Knee Pain While Running: Causes, Fixes, and When to Stop
Runner's knee, IT band, patellar tendinopathy — the three most common causes of knee pain in runners. How to identify which one you have and what to do about it.
Knee Pain Is Not Normal. But It Is Common.
Most runners encounter knee pain at some point. The important distinction: common does not mean acceptable, and knee pain is not something you run through and hope disappears. It is your body telling you something specific is wrong. The question is which specific thing.
Here are the three most common causes of knee pain in runners, how to identify each one, and what to actually do about it.
1. Runner's Knee (Patellofemoral Pain Syndrome)
**Where it hurts:** Around or behind the kneecap, especially when going down stairs, after long runs, or after sitting for extended periods.
**What causes it:** Weak quadriceps and hip abductors allow the kneecap to track incorrectly. The kneecap rubs against the femur instead of gliding over it cleanly. Overstriding — landing with your foot far ahead of your body — makes this worse.
**How to fix it:**
- Strengthen your glutes and hip abductors: clamshells, side-lying leg raises, single-leg squats
- Reduce your stride length slightly and increase cadence by 5-10 steps per minute
- Avoid downhill running until pain resolves
- Ice after runs if inflamed
- Reduce weekly mileage by 30-40% for 2 weeks while you build strength
**Can you run through it?** Short answer: reduced and careful running is usually fine if the pain is mild (2/10 or below). Sharp or worsening pain means stop.
2. IT Band Syndrome
**Where it hurts:** Outer knee, often described as a sharp or burning sensation that begins after a consistent distance — say, every run after kilometre 6. The pain is very localisable to the outside of the knee.
**What causes it:** The iliotibial band — a thick band of connective tissue running from hip to shin — tightens and rubs against the outer edge of the knee. Weak glutes, excessive hip drop while running, and ramping up mileage too quickly are the main culprits.
**How to fix it:**
- Foam roll the outer thigh (not the IT band itself — it doesn't respond to direct compression)
- Strengthen the glutes: glute bridges, single-leg deadlifts, lateral band walks
- Temporarily reduce mileage and avoid running the distance at which pain begins
- Address hip drop with running form drills
**Can you run through it?** IT band syndrome worsens with continued running.
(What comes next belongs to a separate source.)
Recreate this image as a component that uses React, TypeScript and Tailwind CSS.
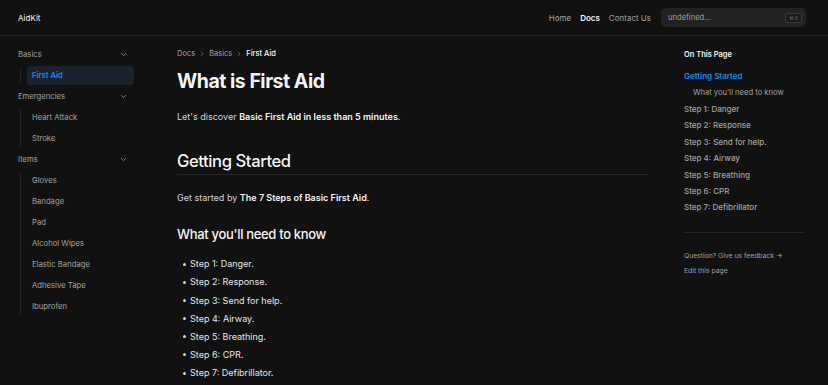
import React from "react";
import { ChevronDown, ChevronRight } from "lucide-react";

const sidebar = [
  { title: "Basics", items: ["First Aid"] },
  { title: "Emergencies", items: ["Heart Attack", "Stroke"] },
  {
    title: "Items",
    items: ["Gloves", "Bandage", "Pad", "Alcohol Wipes", "Elastic Bandage", "Adhesive Tape", "Ibuprofen"],
  },
];

const steps = ["Danger", "Response", "Send for help", "Airway", "Breathing", "CPR", "Defibrillator"];

const tocSteps = [
  "Step 1: Danger",
  "Step 2: Response",
  "Step 3: Send for help.",
  "Step 4: Airway",
  "Step 5: Breathing",
  "Step 6: CPR",
  "Step 7: Defibrillator",
];

const App: React.FC = () => {
  return (
    <div className="min-h-[385px] bg-[#111111] text-neutral-300 font-['Inter',sans-serif] antialiased">
      {/* Top navbar */}
      <header className="h-[36px] flex items-center border-b border-[#262626] pl-[18px] pr-[22px]">
        <span className="text-[8px] text-neutral-100">AidKit</span>
        <nav className="ml-auto flex items-center gap-[9px] text-[8px]">
          <a className="text-neutral-400">Home</a>
          <a className="text-neutral-100 font-semibold">Docs</a>
          <a className="text-neutral-400">Contact Us</a>
        </nav>
        <div className="ml-[10px] w-[145px] h-[19px] rounded-[5px] bg-[#222222] flex items-center pl-[7px] pr-[4px]">
          <span className="text-[7.6px] text-neutral-400">undefined...</span>
          <kbd className="ml-auto h-[10px] px-[3px] rounded-[2px] border border-[#3a3a3a] bg-[#1a1a1a] text-[5px] leading-[8px] text-neutral-500 font-sans">
            ⌘ K
          </kbd>
        </div>
      </header>

      <div className="flex">
        {/* Sidebar */}
        <aside className="w-[145px] shrink-0 pl-[18px] pr-[11px] pt-[9px]">
          <ul className="flex flex-col gap-[2px]">
            {sidebar.map((group) => (
              <li key={group.title} className="flex flex-col gap-[2px]">
                <div className="h-[19px] flex items-center pr-[6px] text-[7.7px] text-neutral-400">
                  <span>{group.title}</span>
                  <ChevronDown size={9} strokeWidth={2} className="ml-auto text-neutral-400" />
                </div>
                <ul className="relative ml-[2px] pl-[7px] flex flex-col gap-[2px] before:absolute before:left-0 before:top-[2px] before:bottom-[2px] before:w-px before:bg-[#262626]">
                  {group.items.map((item) => {
                    const active = item === "First Aid";
                    return (
                      <li
                        key={item}
                        className={
                          active
                            ? "h-[19px] flex items-center px-[5px] rounded-[3px] bg-[#1a222d] text-[7.7px] font-semibold text-[#1e88e5]"
                            : "h-[19px] flex items-center px-[5px] text-[7.7px] text-neutral-400"
                        }
                      >
                        {item}
                      </li>
                    );
                  })}
                </ul>
              </li>
            ))}
          </ul>
        </aside>

        {/* Main content */}
        <main className="w-[503px] shrink-0 pl-[32px]">
          <div className="w-[471px]">
            <div className="mt-[12px] h-[12px] flex items-center gap-[3px] text-[7.5px] text-neutral-400">
              <span>Docs</span>
              <ChevronRight size={8} className="text-neutral-500" />
              <span>Basics</span>
              <ChevronRight size={8} className="text-neutral-500" />
              <span className="text-neutral-100 font-medium">First Aid</span>
            </div>
            <h1 className="mt-[8px] text-[19.5px] leading-[26px] font-bold tracking-tight text-neutral-100">
              What is First Aid
            </h1>
            <p className="mt-[16px] text-[9px] leading-[14px] text-neutral-300">
              Let's discover <strong className="font-semibold text-neutral-100">Basic First Aid in less than 5 minutes</strong>.
            </p>
            <h2 className="mt-[26px] pb-[2px] border-b border-[#262626] text-[16.6px] leading-[22px] font-medium tracking-tight text-neutral-100">
              Getting Started
            </h2>
            <p className="mt-[16px] text-[9px] leading-[14px] text-neutral-300">
              Get started by <strong className="font-semibold text-neutral-100">The 7 Steps of Basic First Aid</strong>.
            </p>
            <h3 className="mt-[20px] text-[13px] leading-[18px] font-medium tracking-tight text-neutral-100">
              What you'll need to know
            </h3>
            <ul className="mt-[14px] flex flex-col gap-[4.2px] pl-[6px]">
              {steps.map((s, i) => (
                <li key={s} className="h-[14px] flex items-center gap-[4px] text-[9px] text-neutral-200">
                  <span className="w-[3px] h-[3px] rounded-full bg-neutral-300" />
                  <span>
                    Step {i + 1}: {s}.
                  </span>
                </li>
              ))}
            </ul>
          </div>
        </main>

        {/* On this page */}
        <nav className="ml-[36px] w-[120px] shrink-0 pt-[13px]">
          <p className="h-[12px] flex items-center text-[7.5px] font-semibold text-neutral-100">On This Page</p>
          <ul className="mt-[7px] flex flex-col text-[8px] font-medium">
            <li className="h-[16.4px] flex items-center text-[#1e88e5] font-semibold">Getting Started</li>
            <li className="h-[16.4px] flex items-center pl-[9px] text-[7.6px] text-neutral-400 font-normal">
              What you'll need to know
            </li>
            {tocSteps.map((t) => (
              <li key={t} className="h-[16.4px] flex items-center text-neutral-400">
                {t}
              </li>
            ))}
          </ul>
          <div className="mt-[16px] border-t border-[#262626] pt-[18px] flex flex-col gap-[5px] text-[6.8px] text-neutral-400">
            <span>Question? Give us feedback →</span>
            <span>Edit this page</span>
          </div>
        </nav>
      </div>
    </div>
  );
};

export default App;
Take some time off from running and use it to strengthen the hips. Runners who ignore this typically end up sidelined for much longer than if they had addressed it early.
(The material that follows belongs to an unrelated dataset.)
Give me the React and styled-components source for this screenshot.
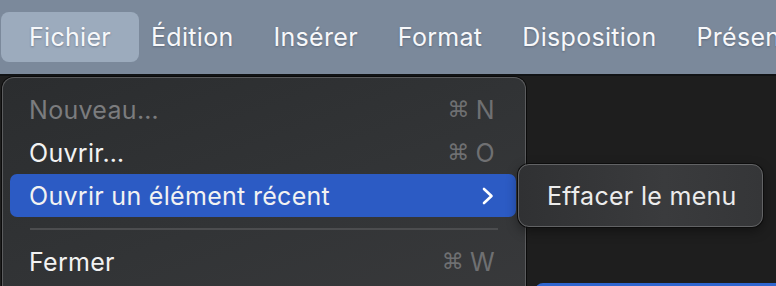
import React from 'react'
import styled, { createGlobalStyle } from 'styled-components'

const GlobalStyle = createGlobalStyle`
html, body {
    margin: 0;
    padding: 0;
    background: #1e1e1e;
    overflow: hidden;
}
body {
    font-family: Inter, "Noto Sans", "DejaVu Sans", sans-serif;
    -webkit-font-smoothing: antialiased;
}
`

const Screen = styled.div`
width: 776px;
height: 286px;
display: flex;
flex-direction: column;
overflow: hidden;
`

const MenuBar = styled.nav`
height: 74px;
flex: none;
display: flex;
align-items: center;
padding-left: 1px;
background: #7b899b;
border-bottom: 2px solid #111315;
white-space: nowrap;
overflow: hidden;
`

const BarItem = styled.div`
height: 50px;
flex: none;
display: flex;
align-items: center;
padding: 0 ${p => (p.$active ? 28 : 20)}px;
margin-right: ${p => (p.$active ? -8 : 0)}px;
border-radius: 8px;
background: ${p => (p.$active ? '#9cabbd' : 'transparent')};
color: #f7f8fa;
font-size: 25px;
letter-spacing: 0.3px;
text-shadow: 0 1px 2px rgba(40, 50, 65, 0.35);
`

const Desktop = styled.div`
position: relative;
flex: 1;
background: #1e1e1e;
`

const Menu = styled.div`
width: 524px;
margin: 1px 0 0 2px;
padding: 10px 9px 0 7px;
border: 1px solid #5b5c5e;
border-bottom: none;
border-radius: 12px 12px 0 0;
box-shadow: 0 0 0 1px #0b0b0b;
background: linear-gradient(160deg, #2b2d2f 0%, #323436 55%, #38393b 100%);
box-sizing: border-box;
height: 220px;
`

const Row = styled.div`
height: 43px;
display: flex;
align-items: center;
justify-content: space-between;
padding: 0 21px 0 19px;
border-radius: 7px;
font-size: 25px;
letter-spacing: 0.3px;
color: ${p => (p.$disabled ? '#7b7c7e' : '#f2f2f2')};
background: ${p => (p.$selected ? '#2c5bc4' : 'transparent')};
`

const Shortcut = styled.span`
display: flex;
align-items: center;
gap: 6px;
color: #6f7072;
font-size: 25px;
`

const Cmd = styled.span`
font-family: "DejaVu Sans", sans-serif;
font-size: 22px;
`

const Separator = styled.div`
height: 23px;
display: flex;
align-items: center;
padding: 0 18px 0 20px;

&::before {
    content: '';
    flex: 1;
    height: 2px;
    background: #4c4d4f;
}
`

const Submenu = styled.div`
position: absolute;
left: 518px;
top: 88px;
width: 245px;
height: 63px;
box-sizing: border-box;
display: flex;
align-items: center;
padding-left: 28px;
border: 1px solid #626365;
border-radius: 11px;
box-shadow: 0 0 0 1px #0d0d0d, 0 4px 12px rgba(0, 0, 0, 0.4);
background: linear-gradient(90deg, #303133 0%, #3a3b3d 60%, #353638 100%);
color: #ececec;
font-size: 25px;
letter-spacing: 0.3px;
`

const BackWindow = styled.div`
position: absolute;
left: 535px;
top: 207px;
right: 0;
height: 10px;
border-radius: 8px 0 0 0;
background: #2f66d0;
`

function Chevron() {
    return (
        <svg width="14" height="20" viewBox="0 0 14 20">
            <path d="M3 3 L10.5 10 L3 17" fill="none" stroke="#ffffff" strokeWidth="2.6" strokeLinecap="round" strokeLinejoin="round" />
        </svg>
    )
}

const barItems = ['Fichier', 'Édition', 'Insérer', 'Format', 'Disposition', 'Présen']

export default function App() {
    return (
        <Screen>
            <GlobalStyle />
            <MenuBar>
                {barItems.map((label, i) => (
                    <BarItem key={label} $active={i === 0}>{label}</BarItem>
                ))}
            </MenuBar>
            <Desktop>
                <Menu>
                    <Row $disabled>
                        <span>Nouveau…</span>
                        <Shortcut><Cmd>⌘</Cmd>N</Shortcut>
                    </Row>
                    <Row>
                        <span>Ouvrir…</span>
                        <Shortcut><Cmd>⌘</Cmd>O</Shortcut>
                    </Row>
                    <Row $selected>
                        <span>Ouvrir un élément récent</span>
                        <Chevron />
                    </Row>
                    <Separator />
                    <Row>
                        <span>Fermer</span>
                        <Shortcut><Cmd>⌘</Cmd>W</Shortcut>
                    </Row>
                </Menu>
                <Submenu>Effacer le menu</Submenu>
                <BackWindow />
            </Desktop>
        </Screen>
    )
}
3. Patellar Tendinopathy (Jumper's Knee)
**Where it hurts:** The tendon just below the kneecap. Pain is usually sharp on palpation and comes on with loading — going up stairs, squatting, landing.
**What causes it:** Repetitive loading of the patellar tendon without adequate recovery. Common in runners who increase speed work or race frequency too quickly. Also common in runners who do heavy leg sessions at the gym without understanding how to manage tendon loading.
**How to fix it:**
- **Isometric exercises are the immediate fix:** Single-leg wall sit, held for 45 seconds, 4 sets. This reduces tendon pain acutely and is backed by solid research.
- Progress to slow, heavy single-leg squats as the tendon responds
- Avoid complete rest — tendons need load to heal, just controlled load
- Modify training: fewer speed sessions, no back-to-back hard days
**Can you run through it?** Tendinopathy is a spectrum. Mild tendinopathy can be managed with load modification. Ignore it for months and you risk a partial tear.
When to See a Doctor
See a sports medicine doctor or physiotherapist if:
- Pain is 5/10 or above during running
- Pain persists beyond 2 weeks despite rest and strengthening
- The knee is visibly swollen
- You cannot walk without a limp
Do not see a general practitioner for running injuries unless they specifically have a sports medicine background. The advice to "just rest for a few weeks" without addressing the cause solves nothing.
The Real Root Cause
In our experience at Runpundit, the vast majority of knee pain in runners has the same underlying cause: weak glutes. Glutes are the primary stabilisers of the entire lower limb. When they are weak, the knee compensates. Strength work — 2 sessions of 20 minutes per week — is not optional for distance runners. It is insurance.
Several athletes who came to us with chronic knee pain and were told to stop running are now pain-free and racing half marathons. The fix was not rest. It was targeted strength work and form correction.